By 2021, serverless had finally settled into a more practical form after years of hype. The use cases where it shines are well understood, as are the pitfalls to avoid.
Serverless functions excel in event-driven, stateless, and intermittent workloads such as processing uploaded files, responding to queue messages, or handling webhook callbacks. The pay-per-invocation model, automatic scaling, and elimination of idle capacity costs make serverless a more economical choice for these patterns.
In my experience, the event-driven model works particularly well with Amazon S3, where an uploaded object can trigger an AWS Lambda function to process the file, and then the result can be stored in a database or another S3 bucket. For instance, I've seen a serverless architecture where an image upload triggers a Lambda function to resize the image, which then stores the resized image in another S3 bucket, all without the need for a dedicated server.
Cold start latency, the initialisation time when a function handles its first request after a period of inactivity, remains the primary technical limitation of serverless. For .NET and JVM runtimes, cold start can add hundreds of milliseconds to the first response. To mitigate this, consider provisioned concurrency, lightweight runtimes, or designing user flows that tolerate the initial latency. I've worked with Node.js and Python runtimes, which have significantly lower cold start times, typically around 10-50 milliseconds. However, these runtimes are not always suitable for every workload, and the trade-off between cold start time and runtime performance must be carefully evaluated.
A serverless architecture that decomposes a workflow into many small functions connected by queues and event buses inherits the complexity of distributed systems without the benefits of stateful recovery mechanisms. Idempotency is crucial: each function must handle re-delivery of the same event. Distributed tracing requires structured trace context propagation, and dead letter queues must be monitored and processed. Tools like AWS X-Ray and New Relic can help with distributed tracing, but they add overhead and cost, which must be factored into the overall system design. In one system I worked on, we used Apache Kafka as the event bus, and we had to carefully tune the producer and consumer settings to avoid message loss and ensure reliable delivery.

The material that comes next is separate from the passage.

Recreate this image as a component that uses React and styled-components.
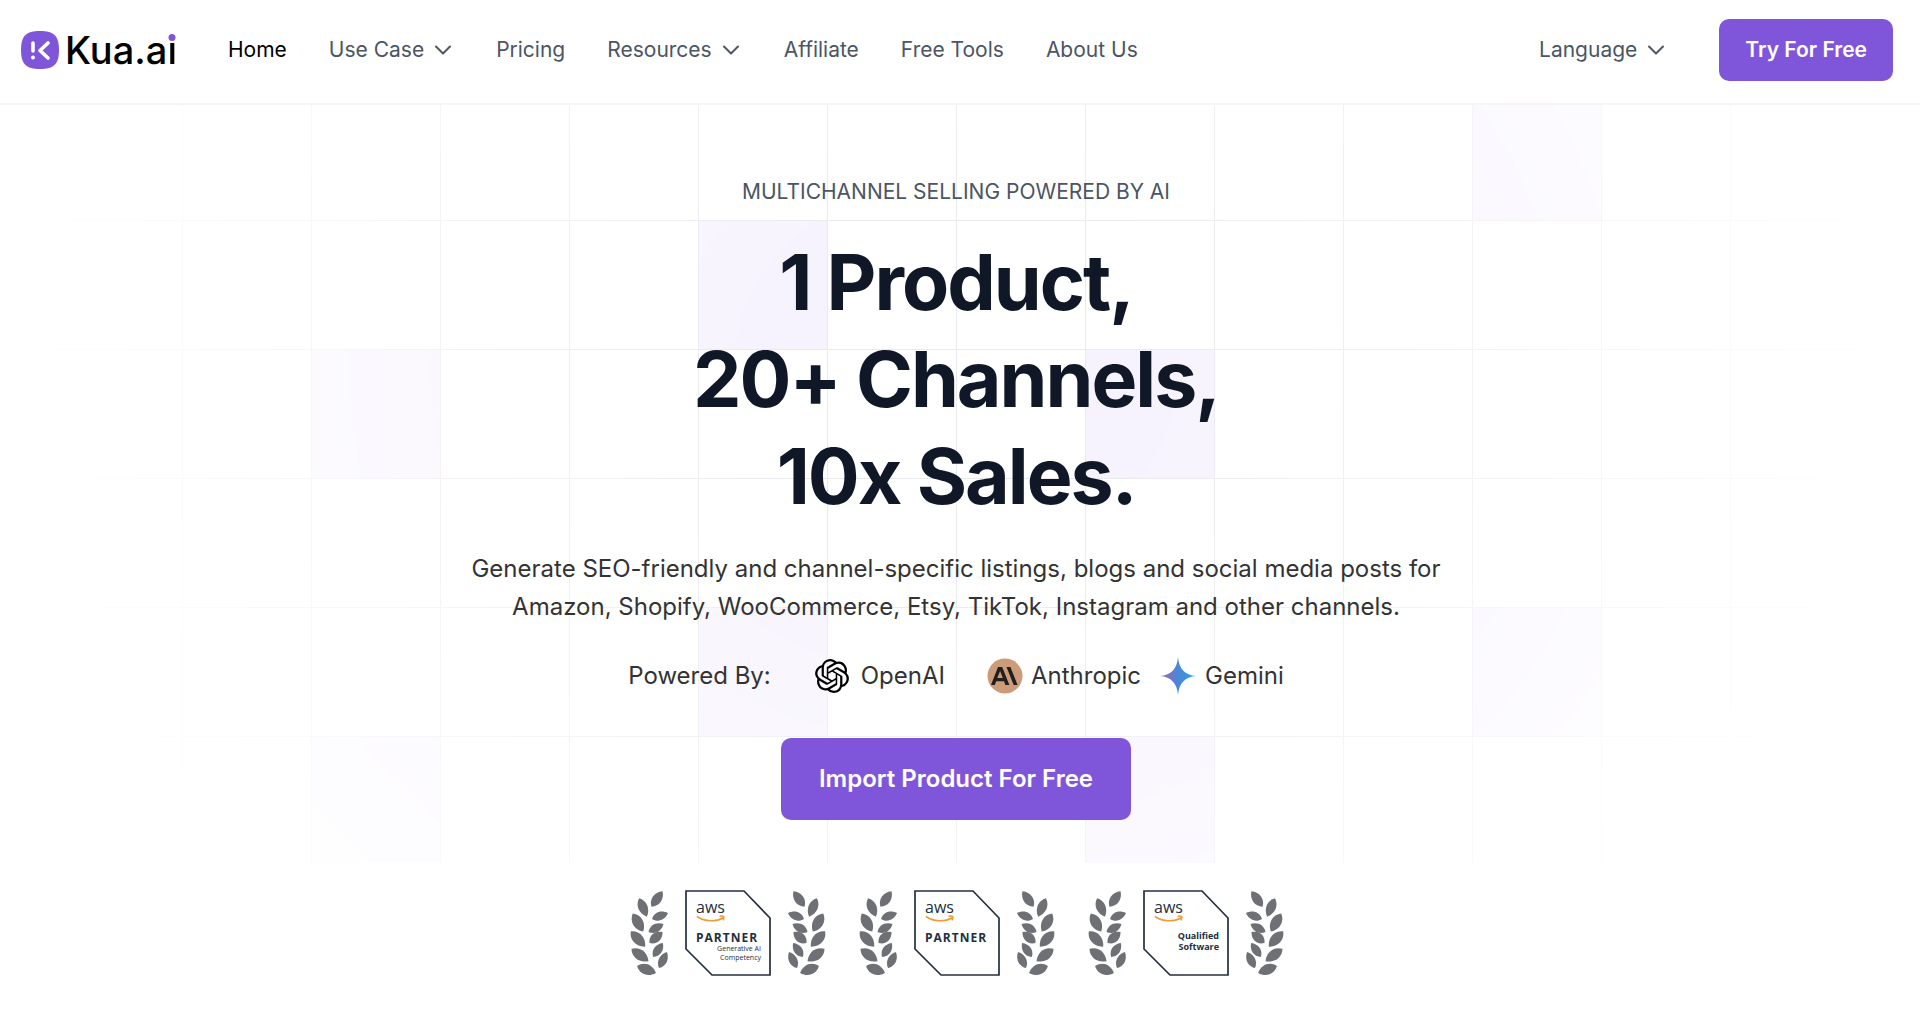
import styled, { createGlobalStyle } from 'styled-components';
import { SiOpenai } from 'react-icons/si';

const GlobalStyle = createGlobalStyle`
    *
    {
        box-sizing: border-box;
    }
    body
    {
        margin: 0;
        background-color: #fff;
        font-family: Inter, "Liberation Sans", sans-serif;
        color: #333;
    }
`;

const CELL = 129;

// columns counted from the middle line, rows from the top
const tiles = [
    [4, 0], [-2, 1], [1, 2], [-5, 2],
    [-2, 4], [4, 4], [1, 5], [-5, 5],
];

const navLinks = [
    { name: 'Home', active: true },
    { name: 'Use Case', menu: true },
    { name: 'Pricing' },
    { name: 'Resources', menu: true },
    { name: 'Affiliate' },
    { name: 'Free Tools' },
    { name: 'About Us' },
];

// x, y, rotation, length and width of each leaf
const leaves = [
    [28, 9, -54, 19, 9], [14, 17.5, 67, 20, 9], [31, 26, -20, 17, 8],
    [9, 32.5, 60, 21, 10], [27, 38, -28, 17, 8], [9, 49, 47, 21, 10],
    [27, 47.5, -40, 17, 9], [11, 65, 36, 21, 10], [29, 60, -55, 17, 8],
    [34, 70, -64, 18, 8], [17.5, 79.5, 20, 20, 10],
];

const LogoMark = () => (
    <svg width="38" height="38" viewBox="0 0 38 38" aria-hidden="true">
        <path d="M19 0C33 0 38 5 38 19S33 38 19 38 0 33 0 19 5 0 19 0Z" fill="#7f56d9" />
        <path d="M12 12v8M27 12l-8 7.500 8 7.500" fill="none" stroke="#fff" strokeWidth="3.600" strokeLinecap="round" strokeLinejoin="round" />
        <circle cx="12" cy="26.500" r="2" fill="#fff" />
    </svg>
);

const Chevron = () => (
    <svg width="22" height="22" viewBox="0 0 22 22" aria-hidden="true">
        <path d="M4 7.500l7 7 7-7" fill="none" stroke="currentColor" strokeWidth="2" strokeLinecap="round" strokeLinejoin="round" />
    </svg>
);

const AnthropicIcon = () => (
    <svg width="36" height="36" viewBox="0 0 36 36" aria-hidden="true">
        <circle cx="18" cy="18" r="17.500" fill="#cc9b7a" />
        <path fill="#1f1f1e" fillRule="evenodd" d="M11 9h4.200L22.400 27h-4l-1.400-3.700H9.200L7.800 27H4L11 9Zm-.7 11.100h5.500l-2.700-7.100-2.800 7.100ZM19.500 9h3.900L30.600 27h-3.900L19.500 9Z" />
    </svg>
);

const GeminiIcon = () => (
    <svg width="38" height="38" viewBox="0 0 38 38" aria-hidden="true">
        <defs>
            <linearGradient id="gemini" x1="0" y1="0" x2="1" y2="0">
                <stop offset="0.150" stopColor="#8a6fc0" />
                <stop offset="0.500" stopColor="#4a86d8" />
                <stop offset="0.900" stopColor="#2fa3dc" />
            </linearGradient>
        </defs>
        <path fill="url(#gemini)" d="M19 0C20 12 26 18 37 19 26 20 20 26 19 38 18 26 12 20 1 19 12 18 18 12 19 0Z" />
    </svg>
);

const Laurel = ({ flip }) => (
    <LaurelSvg width="40" height="86" viewBox="0 0 40 86" $flip={flip} aria-hidden="true">
        {leaves.map(([x, y, turn, l, w]) => (
            <path
                key={`${x}-${y}`}
                transform={`translate(${x} ${y}) rotate(${turn})`}
                d={`M${-l / 2} 0C${-l / 4} ${-w * 0.7} ${l / 5} ${-w * 0.7} ${l / 2} 0C${l / 5} ${w * 0.7} ${-l / 4} ${w * 0.7} ${-l / 2} 0Z`}
            />
        ))}
    </LaurelSvg>
);

const AwsBadge = ({ title, lines, bold }) => (
    <Award>
        <Laurel />
        <Plate>
            <PlateFrame viewBox="0 0 86 86" aria-hidden="true">
                <path d="M1 1h58l26 27v57H27L1 59Z" fill="#fff" stroke="#232f3e" strokeWidth="1.700" />
            </PlateFrame>
            <AwsName>aws</AwsName>
            <svg width="30" height="8" viewBox="0 0 30 8" aria-hidden="true">
                <path d="M1 1.500c8 5.500 19 5.500 26 1.200M23.500 1.200c4.500-.8 5.300 0 3.500 4.200" fill="none" stroke="#f19a38" strokeWidth="1.600" />
            </svg>
            {title && <PlateTitle>{title}</PlateTitle>}
            <PlateLines $bold={bold}>
                {lines.map((line) => <span key={line}>{line}</span>)}
            </PlateLines>
        </Plate>
        <Laurel flip />
    </Award>
);

const App = () => {
    return (
        <>
            <GlobalStyle />
            <Header>
                <Logo href="#">
                    <LogoMark />
                    <LogoText>Kua.a<DottedI>i</DottedI></LogoText>
                </Logo>
                <Nav>
                    {navLinks.map(({ name, active, menu }) => (
                        menu
                            ? <NavButton key={name}>{name}<Chevron /></NavButton>
                            : <NavLink key={name} href="#" $active={active}>{name}</NavLink>
                    ))}
                </Nav>
                <NavButton>Language<Chevron /></NavButton>
                <TryButton>Try For Free</TryButton>
            </Header>
            <main>
                <Hero>
                    <GridLines aria-hidden="true">
                        <defs>
                            <pattern id="grid" width={CELL} height={CELL} x="50%" y="-14" patternUnits="userSpaceOnUse">
                                <path d={`M.5 ${CELL}V.5H${CELL}`} fill="none" stroke="#e9eaee" />
                            </pattern>
                        </defs>
                        <svg x="50%" y="-14" overflow="visible">
                            {tiles.map(([col, row]) => (
                                <rect key={`${col}-${row}`} x={col * CELL} y={row * CELL} width={CELL} height={CELL} fill="#f7f3fe" />
                            ))}
                        </svg>
                        <rect width="100%" height="100%" fill="url(#grid)" />
                    </GridLines>
                    <Eyebrow>MULTICHANNEL SELLING POWERED BY AI</Eyebrow>
                    <Title>1 Product,<br />20+ Channels,<br />10x Sales.</Title>
                    <Lead>
                        Generate SEO-friendly and channel-specific listings, blogs and social media posts for
                        Amazon, Shopify, WooCommerce, Etsy, TikTok, Instagram and other channels.
                    </Lead>
                    <Powered>
                        <PoweredLabel>Powered By:</PoweredLabel>
                        <Maker $gap={12} $after={42}><SiOpenai size={34} color="#000" />OpenAI</Maker>
                        <Maker $after={18}><AnthropicIcon />Anthropic</Maker>
                        <Maker><GeminiIcon />Gemini</Maker>
                    </Powered>
                    <ImportButton>Import Product For Free</ImportButton>
                </Hero>
                <Awards>
                    <AwsBadge title="PARTNER" lines={['Generative AI', 'Competency']} />
                    <AwsBadge title="PARTNER" lines={[]} />
                    <AwsBadge lines={['Qualified', 'Software']} bold />
                </Awards>
            </main>
        </>
    )
}

const Header = styled.header`
    display: flex;
    align-items: center;
    height: 105px;
    padding: 0 27px 3px 21px;
    border-bottom: 2px solid #f5f5f7;
`;

const Logo = styled.a`
    display: flex;
    align-items: center;
    gap: 6px;
    color: #000;
    text-decoration: none;
`;

const LogoText = styled.span`
    font-size: 38px;
    line-height: 40px;
    font-weight: 500;
`;

// only the dot of the letter takes the brand colour
const DottedI = styled.span`
    position: relative;
    display: inline-block;
    background: linear-gradient(#7f56d9 12px, #000 12px);
    background-clip: text;
    color: transparent;
    &::after
    {
        content: "";
        position: absolute;
        top: 4px;
        left: 50%;
        width: 7px;
        height: 7px;
        border-radius: 50%;
        background-color: #7f56d9;
        transform: translateX(-50%);
    }
`;

const Nav = styled.nav`
    display: flex;
    gap: 42px;
    flex: 1;
    margin-left: 51px;
`;

const NavLink = styled.a`
    font-size: 21px;
    line-height: 32px;
    color: ${({ $active }) => ($active ? '#000' : '#4b5563')};
    text-decoration: none;
    white-space: nowrap;
`;

const NavButton = styled.button`
    display: flex;
    align-items: center;
    gap: 8px;
    padding: 0;
    border: none;
    background: none;
    font: inherit;
    font-size: 21px;
    line-height: 32px;
    color: #4b5563;
    cursor: pointer;
`;

const PrimaryButton = styled.button`
    border: none;
    border-radius: 10px;
    background-color: #7f56d9;
    color: #fff;
    font-family: inherit;
    font-weight: 600;
    cursor: pointer;
`;

const TryButton = styled(PrimaryButton)`
    margin-left: 52px;
    padding: 15px 26px;
    font-size: 21px;
    line-height: 32px;
`;

const Hero = styled.section`
    position: relative;
    display: flex;
    flex-direction: column;
    align-items: center;
    padding: 71px 24px 43px;
    margin-right: 8px;
    text-align: center;
`;

const GridLines = styled.svg`
    position: absolute;
    inset: 0;
    z-index: -1;
    width: 100%;
    height: 100%;
    mask-image: radial-gradient(ellipse 50% 110% at 50% 35%, #000 20%, transparent);
`;

const Eyebrow = styled.p`
    margin: 0;
    font-size: 21px;
    line-height: 32px;
    color: #4b5563;
`;

const Title = styled.h1`
    margin: 26px 0 25px;
    font-size: 77px;
    line-height: 97px;
    font-weight: 700;
    letter-spacing: -2px;
    color: #101828;
`;

const Lead = styled.p`
    max-width: 1010px;
    margin: 0;
    font-size: 24px;
    line-height: 38px;
`;

const Powered = styled.div`
    display: flex;
    align-items: center;
    margin: 30px 0 42px;
    font-size: 24px;
    line-height: 40px;
`;

const PoweredLabel = styled.span`
    margin-right: 44px;
`;

const Maker = styled.span`
    display: flex;
    align-items: center;
    gap: ${({ $gap = 8 }) => $gap}px;
    margin-right: ${({ $after = 0 }) => $after}px;
`;

const ImportButton = styled(PrimaryButton)`
    padding: 23px 38px;
    font-size: 24px;
    line-height: 36px;
`;

const Awards = styled.div`
    display: flex;
    justify-content: center;
    gap: 31px;
    margin: 27px 6px 38px 0;
`;

const Award = styled.div`
    display: flex;
    gap: 16px;
`;

const LaurelSvg = styled.svg`
    fill: #6f7076;
    transform: ${({ $flip }) => ($flip ? 'scaleX(-1)' : 'none')};
`;

const Plate = styled.div`
    position: relative;
    display: flex;
    flex-direction: column;
    width: 86px;
    height: 86px;
    padding: 9px 10px 0 11px;
    font-family: "Open Sans", "Noto Sans", sans-serif;
    color: #232f3e;
`;

const PlateFrame = styled.svg`
    position: absolute;
    inset: 0;
    z-index: -1;
`;

const AwsName = styled.span`
    font-size: 16px;
    line-height: 16px;
    font-weight: 500;
`;

const PlateTitle = styled.strong`
    margin-top: 8px;
    font-size: 12px;
    line-height: 13px;
    letter-spacing: 1px;
`;

const PlateLines = styled.span`
    display: flex;
    flex-direction: column;
    margin-top: ${({ $bold }) => ($bold ? 7 : 0)}px;
    font-size: ${({ $bold }) => ($bold ? 9 : 7)}px;
    line-height: ${({ $bold }) => ($bold ? 11 : 9)}px;
    font-weight: ${({ $bold }) => ($bold ? 700 : 500)};
    text-align: right;
`;

export default App;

For example, when designing a serverless workflow, it's essential to consider the retry policies and error handling mechanisms. A poorly designed system can lead to cascading failures, where a single failed function causes a chain reaction of failures downstream. I've seen this happen in production, where a simple error in a Lambda function caused a queue to grow indefinitely, leading to a significant increase in costs and system instability. To avoid this, it's crucial to implement retry policies with exponential backoff, and to monitor queue lengths and function error rates closely.
When to choose containers instead of serverless is clear: long-running background workloads, applications with tight latency requirements, workloads that need persisted in-memory state, and predictable high throughput workloads are better suited to containers. At sustained high throughput, a container running continuously at capacity is cheaper than paying per-invocation for the same volume. For instance, if you have a workload that requires 1000 requests per second, it's likely more cost-effective to run a container at capacity rather than paying for 1000 serverless invocations per second.